‘Nonsense’ to think police can just solve shootings — Matthews
Former Police Commissioner Michael Matthews has called for more public involvement by residents in order to get dangerous criminals in the territory off the streets and behind bars.
While appearing on the Talking Points show yesterday, Matthews pointed to the unwillingness by residents to come forward with evidence to assist members of Royal Virgin Islands Police Force (RVIPF) with some of the serious unsolved crimes in the territory.
Commenting on yesterday’s shooting death of a man on the eastern end of Tortola, Matthews said: “It saddens my soul and my heart every time I hear that (a shooting) on the news because it feels like nothing is changing.”
According to Matthews, the situation of unsolved crimes will not change unless some of the real barriers such as trust and confidence are overcome in the community. “It’s about the local community themselves being prepared to stand up and say, ‘enough is enough, I’m not gonna accept this anymore’,” Matthews stated.
The former commissioner said police are often lambasted by bloggers and other people for failures in solving crimes but he argued that solving and detecting serious offences such as murders is a very complex thing to do.

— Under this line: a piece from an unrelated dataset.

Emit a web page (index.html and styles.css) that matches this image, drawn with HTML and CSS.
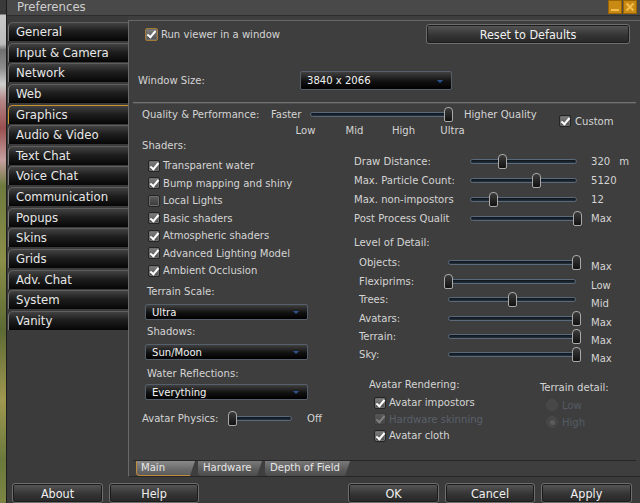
FILE: index.html
```html
<!DOCTYPE html>
<html lang="en">
<head>
  <meta charset="UTF-8">
  <title>Preferences</title>
  <link rel="stylesheet" href="styles.css">
</head>
<body>
  <div class="world"></div>

  <div class="floater">
    <!-- title bar -->
    <div class="titlebar">
      <span class="title">Preferences</span>
      <div class="title-btns">
        <span class="tbtn"><svg width="12" height="12" viewBox="0 0 12 12"><rect x="2" y="8" width="8" height="2" fill="#f4bd4d"/></svg></span>
        <span class="tbtn"><svg width="12" height="12" viewBox="0 0 12 12"><path d="M2.5 2.5 L9.5 9.5 M9.5 2.5 L2.5 9.5" stroke="#f4bd4d" stroke-width="2"/></svg></span>
      </div>
    </div>

    <div class="main">
      <!-- category tabs -->
      <div class="tabs">
        <div class="tab">General</div>
        <div class="tab">Input &amp; Camera</div>
        <div class="tab">Network</div>
        <div class="tab">Web</div>
        <div class="tab active">Graphics</div>
        <div class="tab">Audio &amp; Video</div>
        <div class="tab">Text Chat</div>
        <div class="tab">Voice Chat</div>
        <div class="tab">Communication</div>
        <div class="tab">Popups</div>
        <div class="tab">Skins</div>
        <div class="tab">Grids</div>
        <div class="tab">Adv. Chat</div>
        <div class="tab">System</div>
        <div class="tab">Vanity</div>
      </div>

      <!-- graphics panel -->
      <div class="panel">
        <div class="row-top">
          <label class="check focus"><span class="box on"></span>Run viewer in a window</label>
          <button class="btn reset">Reset to Defaults</button>
        </div>

        <div class="row-winsize">
          <span class="winsize-label">Window Size:</span>
          <div class="combo combo-wide">3840 x 2066<span class="arrow"></span></div>
        </div>

        <div class="sep"></div>

        <div class="row-quality">
          <span class="q-label">Quality &amp; Performance:</span>
          <span class="q-faster">Faster</span>
          <div class="slider s-quality" style="--v:1"><span class="track"></span><span class="knob"></span></div>
          <span class="q-higher">Higher Quality</span>
          <label class="check custom"><span class="box on"></span>Custom</label>
        </div>

        <div class="ticks">
          <span>Low</span><span>Mid</span><span>High</span><span>Ultra</span>
        </div>

        <div class="cols">
          <div class="col-left">
            <div class="sec-label">Shaders:</div>
            <div class="checklist">
              <label class="check"><span class="box on"></span>Transparent water</label>
              <label class="check"><span class="box on"></span>Bump mapping and shiny</label>
              <label class="check"><span class="box"></span>Local Lights</label>
              <label class="check"><span class="box on"></span>Basic shaders</label>
              <label class="check"><span class="box on"></span>Atmospheric shaders</label>
              <label class="check"><span class="box on"></span>Advanced Lighting Model</label>
              <label class="check"><span class="box on"></span>Ambient Occlusion</label>
            </div>

            <div class="combo-label terrain">Terrain Scale:</div>
            <div class="combo combo-left">Ultra<span class="arrow"></span></div>
            <div class="combo-label shadows">Shadows:</div>
            <div class="combo combo-left">Sun/Moon<span class="arrow"></span></div>
            <div class="combo-label water">Water Reflections:</div>
            <div class="combo combo-left water-combo">Everything<span class="arrow"></span></div>

            <div class="phys-row">
              <span class="phys-label">Avatar Physics:</span>
              <div class="slider s-phys" style="--v:0"><span class="track"></span><span class="knob"></span></div>
              <span class="phys-value">Off</span>
            </div>
          </div>

          <div class="col-right">
            <div class="sliders">
              <div class="srow">
                <span class="s-label">Draw Distance:</span>
                <div class="slider s-mid" style="--v:.3"><span class="track"></span><span class="knob"></span></div>
                <span class="s-value">320<span class="unit">m</span></span>
              </div>
              <div class="srow">
                <span class="s-label">Max. Particle Count:</span>
                <div class="slider s-mid" style="--v:.625"><span class="track"></span><span class="knob"></span></div>
                <span class="s-value">5120</span>
              </div>
              <div class="srow">
                <span class="s-label">Max. non-impostors</span>
                <div class="slider s-mid" style="--v:.215"><span class="track"></span><span class="knob"></span></div>
                <span class="s-value">12</span>
              </div>
              <div class="srow">
                <span class="s-label">Post Process Qualit</span>
                <div class="slider s-mid" style="--v:1"><span class="track"></span><span class="knob"></span></div>
                <span class="s-value">Max</span>
              </div>
            </div>

            <div class="sec-label lod-title">Level of Detail:</div>
            <div class="lod">
              <div class="lrow">
                <span class="l-label">Objects:</span>
                <div class="slider s-lod" style="--v:1"><span class="track"></span><span class="knob"></span></div>
                <span class="l-value">Max</span>
              </div>
              <div class="lrow">
                <span class="l-label">Flexiprims:</span>
                <div class="slider s-lod" style="--v:0"><span class="track"></span><span class="knob"></span></div>
                <span class="l-value">Low</span>
              </div>
              <div class="lrow">
                <span class="l-label">Trees:</span>
                <div class="slider s-lod" style="--v:.5"><span class="track"></span><span class="knob"></span></div>
                <span class="l-value">Mid</span>
              </div>
              <div class="lrow">
                <span class="l-label">Avatars:</span>
                <div class="slider s-lod" style="--v:1"><span class="track"></span><span class="knob"></span></div>
                <span class="l-value">Max</span>
              </div>
              <div class="lrow">
                <span class="l-label">Terrain:</span>
                <div class="slider s-lod" style="--v:1"><span class="track"></span><span class="knob"></span></div>
                <span class="l-value">Max</span>
              </div>
              <div class="lrow">
                <span class="l-label">Sky:</span>
                <div class="slider s-lod" style="--v:1"><span class="track"></span><span class="knob"></span></div>
                <span class="l-value">Max</span>
              </div>
            </div>

            <div class="render-area">
              <div class="avatar-rendering">
                <div class="sec-label">Avatar Rendering:</div>
                <div class="av-list">
                  <label class="check"><span class="box on"></span>Avatar impostors</label>
                  <label class="check disabled"><span class="box on"></span>Hardware skinning</label>
                  <label class="check"><span class="box on"></span>Avatar cloth</label>
                </div>
              </div>
              <div class="terrain-detail">
                <div class="sec-label">Terrain detail:</div>
                <div class="radios">
                  <label class="radio disabled"><span class="dot"></span>Low</label>
                  <label class="radio disabled"><span class="dot sel"></span>High</label>
                </div>
              </div>
            </div>
          </div>
        </div>

        <div class="subtabs">
          <span class="subtab active">Main</span>
          <span class="subtab">Hardware</span>
          <span class="subtab">Depth of Field</span>
        </div>
      </div>
    </div>

    <!-- footer buttons -->
    <div class="footer">
      <div class="footer-group">
        <button class="btn fbtn">About</button>
        <button class="btn fbtn narrow">Help</button>
      </div>
      <div class="footer-group">
        <button class="btn fbtn">OK</button>
        <button class="btn fbtn narrow">Cancel</button>
        <button class="btn fbtn">Apply</button>
      </div>
    </div>
  </div>
</body>
</html>
```

FILE: styles.css
```css
* {
  box-sizing: border-box;
  margin: 0;
  padding: 0;
}
body {
  width: 640px;
  height: 503px;
  overflow: hidden;
  display: flex;
  font-family: "DejaVu Sans Condensed", "Liberation Sans", sans-serif;
  font-size: 11.2px;
  color: #d4d4d4;
  background: #3c3c3c;
}

/* bit of the 3D world showing at the left edge */
.world {
  width: 7px;
  border-right: 1px solid #1c1c1c;
  background: linear-gradient(to bottom,
    #3a3a3a 0, #3a3a3a 14px, #c9c9c9 15px, #bdbdbd 44px, #6f6f6f 50px,
    #8d8d8d 68px, #cfcfcf 84px, #b48888 100px, #9a4f4f 128px, #c6a0a0 160px,
    #6e7a3e 186px, #8b8f48 260px, #5d6a34 330px, #a09850 400px,
    #6a7a3c 460px, #7d8544 503px);
}

.floater {
  flex: 1;
  display: flex;
  flex-direction: column;
  background: #3c3c3c;
}

/* title bar */
.titlebar {
  height: 16px;
  background: #494949;
  border-bottom: 1px solid #2d2d2d;
  display: flex;
  justify-content: space-between;
  padding: 0 3px 0 10px;
}
.title {
  font-size: 13px;
  line-height: 14px;
  color: #cfcfcf;
}
.title-btns {
  display: flex;
  gap: 1px;
}
.tbtn {
  width: 14px;
  height: 14px;
  background: #c88a12;
  border: 1px solid #9a6400;
  display: flex;
  align-items: center;
  justify-content: center;
}

.main {
  flex: 1;
  display: flex;
  background: #3e3e3e;
}

/* left category tabs */
.tabs {
  width: 121px;
  padding: 6px 0 0 1px;
  background: #3b3b3b;
}
.tab {
  height: 19px;
  margin-bottom: 1.64px;
  padding-left: 7px;
  border-top: 1px solid #5e5e5e;
  border-left: 1px solid #7a7a7a;
  border-radius: 5px 0 0 0;
  background: linear-gradient(#424242, #1e1e1e 45%, #060606);
  color: #e8e8e8;
  font-size: 13px;
  line-height: 18px;
  white-space: nowrap;
}
.tab.active {
  border-color: #c8922e;
}

/* main panel */
.panel {
  flex: 1;
  margin-top: 4px;
  border-top: 1px solid #676767;
  border-left: 1px solid #6a6a6a;
  border-bottom: 1px solid #262626;
  display: flex;
  flex-direction: column;
  background: #3e3e3e;
}

.row-top {
  margin-top: 3px;
  height: 20px;
  display: flex;
  align-items: center;
  justify-content: space-between;
  padding: 0 10px 0 16px;
}

/* checkboxes */
.check {
  display: flex;
  align-items: center;
  gap: 3px;
  white-space: nowrap;
}
.box {
  position: relative;
  width: 12px;
  height: 12px;
  border: 1px solid #242424;
  border-radius: 2px;
  background: linear-gradient(#5c5c5c, #3a3a3a);
  box-shadow: inset 0 0 0 1px #6e6e6e;
}
.box.on {
  background: linear-gradient(#808080, #4e4e4e);
}
.box.on::after {
  content: "";
  position: absolute;
  left: 3px;
  top: 0px;
  width: 3px;
  height: 7px;
  border: solid #ffffff;
  border-width: 0 2px 2px 0;
  transform: rotate(40deg);
}
.check.focus .box {
  border-color: #a47a34;
  width: 13px;
  height: 13px;
}
.check.disabled {
  color: #59606a;
}
.check.disabled .box {
  background: linear-gradient(#575757, #454545);
  box-shadow: none;
  border-color: #3a3a3a;
}
.check.disabled .box.on::after {
  border-color: #808080;
}

/* buttons */
.btn {
  font-family: inherit;
  font-size: 12.5px;
  color: #f0f0f0;
  height: 20px;
  border: 1px solid #6e6e6e;
  border-radius: 3px;
  background: linear-gradient(#585858, #353535 55%, #262626);
  box-shadow: inset 0 0 0 1px #1c1c1c;
}
.reset {
  width: 204px;
}

/* combo boxes */
.combo {
  position: relative;
  display: flex;
  align-items: center;
  padding-left: 6px;
  color: #f2f2f2;
  border: 1px solid #55606c;
  border-radius: 2px;
  background: linear-gradient(#404040, #111111 55%, #000000);
}
.arrow {
  position: absolute;
  right: 8px;
  top: 50%;
  margin-top: -1px;
  border-left: 3.5px solid transparent;
  border-right: 3.5px solid transparent;
  border-top: 3px solid #2c5594;
}

.row-winsize {
  margin-top: 27px;
  height: 19px;
  display: flex;
  align-items: center;
  padding-left: 9px;
}
.winsize-label {
  width: 162px;
}
.combo-wide {
  width: 152px;
  height: 19px;
}

.sep {
  margin: 12px 4px 0 4px;
  height: 2px;
  border-top: 1px solid #727272;
  border-bottom: 1px solid #4e4e4e;
}

/* sliders */
.slider {
  position: relative;
  height: 15px;
  flex-shrink: 0;
}
.track {
  position: absolute;
  left: 4.5px;
  right: 4.5px;
  top: 5px;
  height: 5px;
  border: 1px solid #5a6a7a;
  border-radius: 3px;
  background: linear-gradient(#0c141c, #26303a);
}
.knob {
  position: absolute;
  top: 0;
  left: calc((100% - 9px) * var(--v));
  width: 9px;
  height: 15px;
  border: 1px solid #a9a9a9;
  border-radius: 4px 4px 2px 2px;
  background: linear-gradient(#3c3c3c, #121212);
}

.row-quality {
  margin-top: 2px;
  height: 16px;
  display: flex;
  align-items: center;
  padding-left: 13px;
  white-space: nowrap;
}
.q-label {
  width: 129px;
}
.q-faster {
  width: 34.5px;
}
.s-quality {
  width: 147px;
}
.q-higher {
  margin-left: 11.5px;
  width: 95px;
}
.check.custom {
  margin-top: 14px;
  gap: 4px;
}

.ticks {
  margin-top: 2px;
  height: 14px;
  line-height: 14px;
  display: flex;
  padding-left: 152px;
}
.ticks span {
  width: 49px;
  text-align: center;
}

/* two columns */
.cols {
  display: flex;
}
.col-left {
  width: 225px;
  padding-left: 13px;
}
.col-right {
  flex: 1;
}
.sec-label {
  line-height: 14px;
  height: 14px;
  white-space: nowrap;
}
.col-left > .sec-label {
  margin-top: 1px;
}
.checklist {
  margin-top: 4px;
  padding-left: 6px;
}
.checklist .check {
  height: 17.5px;
}
.combo-label {
  padding-left: 5px;
  line-height: 14px;
  height: 14px;
}
.combo-label.terrain {
  margin-top: 5.5px;
}
.combo-label.shadows {
  margin-top: 5px;
}
.combo-label.water {
  margin-top: 7px;
}
.combo-left {
  margin: 5px 0 0 3px;
  width: 163px;
  height: 16px;
}
.combo-left.water-combo {
  margin-top: 3px;
}
.phys-row {
  margin-top: 10px;
  height: 16px;
  display: flex;
  align-items: center;
}
.phys-label {
  width: 85.5px;
  white-space: nowrap;
}
.s-phys {
  width: 69px;
}
.phys-value {
  margin-left: 10.5px;
}

/* right column sliders */
.sliders {
  margin-top: 14.6px;
}
.srow {
  height: 18.7px;
  display: flex;
  align-items: center;
  white-space: nowrap;
}
.s-label {
  width: 111.5px;
  overflow: hidden;
}
.s-mid {
  width: 116px;
}
.s-value {
  margin-left: 9.5px;
}
.unit {
  margin-left: 9px;
}

.lod-title {
  margin-top: 8.6px;
}
.lod {
  margin-top: 3.8px;
  padding-left: 5px;
}
.lrow {
  height: 18.4px;
  display: flex;
  align-items: center;
  white-space: nowrap;
}
.l-label {
  width: 84.5px;
}
.s-lod {
  width: 137px;
}
.l-value {
  margin-left: 10.5px;
  margin-top: 8px;
}

.render-area {
  display: flex;
}
.avatar-rendering {
  width: 186px;
  padding-left: 15px;
  padding-top: 13.8px;
}
.av-list {
  margin-top: 2.8px;
  padding-left: 5px;
}
.av-list .check {
  height: 16.5px;
}
.terrain-detail {
  padding-top: 16.8px;
}
.radios {
  margin-top: 2px;
  padding-left: 6px;
}
.radio {
  height: 17px;
  display: flex;
  align-items: center;
  gap: 4px;
}
.radio.disabled {
  color: #555c64;
}
.dot {
  width: 12px;
  height: 12px;
  border-radius: 50%;
  border: 1px solid #4a4a4a;
  background: #474747;
  display: flex;
  align-items: center;
  justify-content: center;
}
.dot.sel::after {
  content: "";
  width: 5px;
  height: 5px;
  border-radius: 50%;
  background: #5c5c5c;
}

/* inner tabs at the bottom of the panel */
.subtabs {
  margin: auto 4px 0 4px;
  border-top: 1px solid #262626;
  height: 16px;
  padding-left: 3px;
  display: flex;
  gap: 3px;
}
.subtab {
  height: 15px;
  line-height: 14px;
  padding-left: 5px;
  color: #e6e6e6;
  background: linear-gradient(#7a7a7a, #5a5a5a 60%, #4c4c4c);
  clip-path: polygon(0 0, 100% 0, calc(100% - 5px) 100%, 0 100%);
  border-radius: 0 0 0 4px;
  white-space: nowrap;
}
.subtab:nth-child(1) {
  width: 59px;
}
.subtab:nth-child(2) {
  width: 64px;
}
.subtab:nth-child(3) {
  width: 85px;
}
.subtab.active {
  background: linear-gradient(#8a8a8a, #6a6a6a 60%, #5c5c5c);
  border-left: 1px solid #c08a3a;
  border-bottom: 1px solid #c08a3a;
  padding-left: 4px;
}

/* footer */
.footer {
  height: 26px;
  padding: 6px 8px 0 5px;
  display: flex;
  justify-content: space-between;
  background: #3b3b3b;
}
.footer-group {
  display: flex;
  gap: 6px;
}
.fbtn {
  width: 91px;
}
.fbtn.narrow {
  width: 90px;
}
```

“The only way you detect a crime of that nature is by finding who the killer is and taking them off the street and placing them before a court. Now to do that, to take somebody’s liberty away like that, you’ve gotta have substantial evidence. And that evidence is not easy to find in such a small community like ours, because people are frightened to come forward,” Matthews explained.
He added: “People are reluctant to say what they saw, and we all know – because it’s a fact that if you are a witness to something – at some point you’ve gotta go and stand in a courtroom in front of a judge or a magistrate and say what you saw quite publicly. That’s a public duty.”
But Matthews said the only way for persons in the territory to remain safe is to accept this public duty as part of their responsibility.
“I can tell you now that I tried to do it and I know Commissioner [Mark] Collins has worked very, very hard to find ways that the public can come forward and give information in confidence to help the police solve these crimes,” Matthews related.
He argued that, although police have tools and resources such as ballistics, fingerprinting, DNA and other crime solving measures, “it is nonsense [and] it is Hollywood and TV show stuff to think that the police can just go out there and solve a shooting.”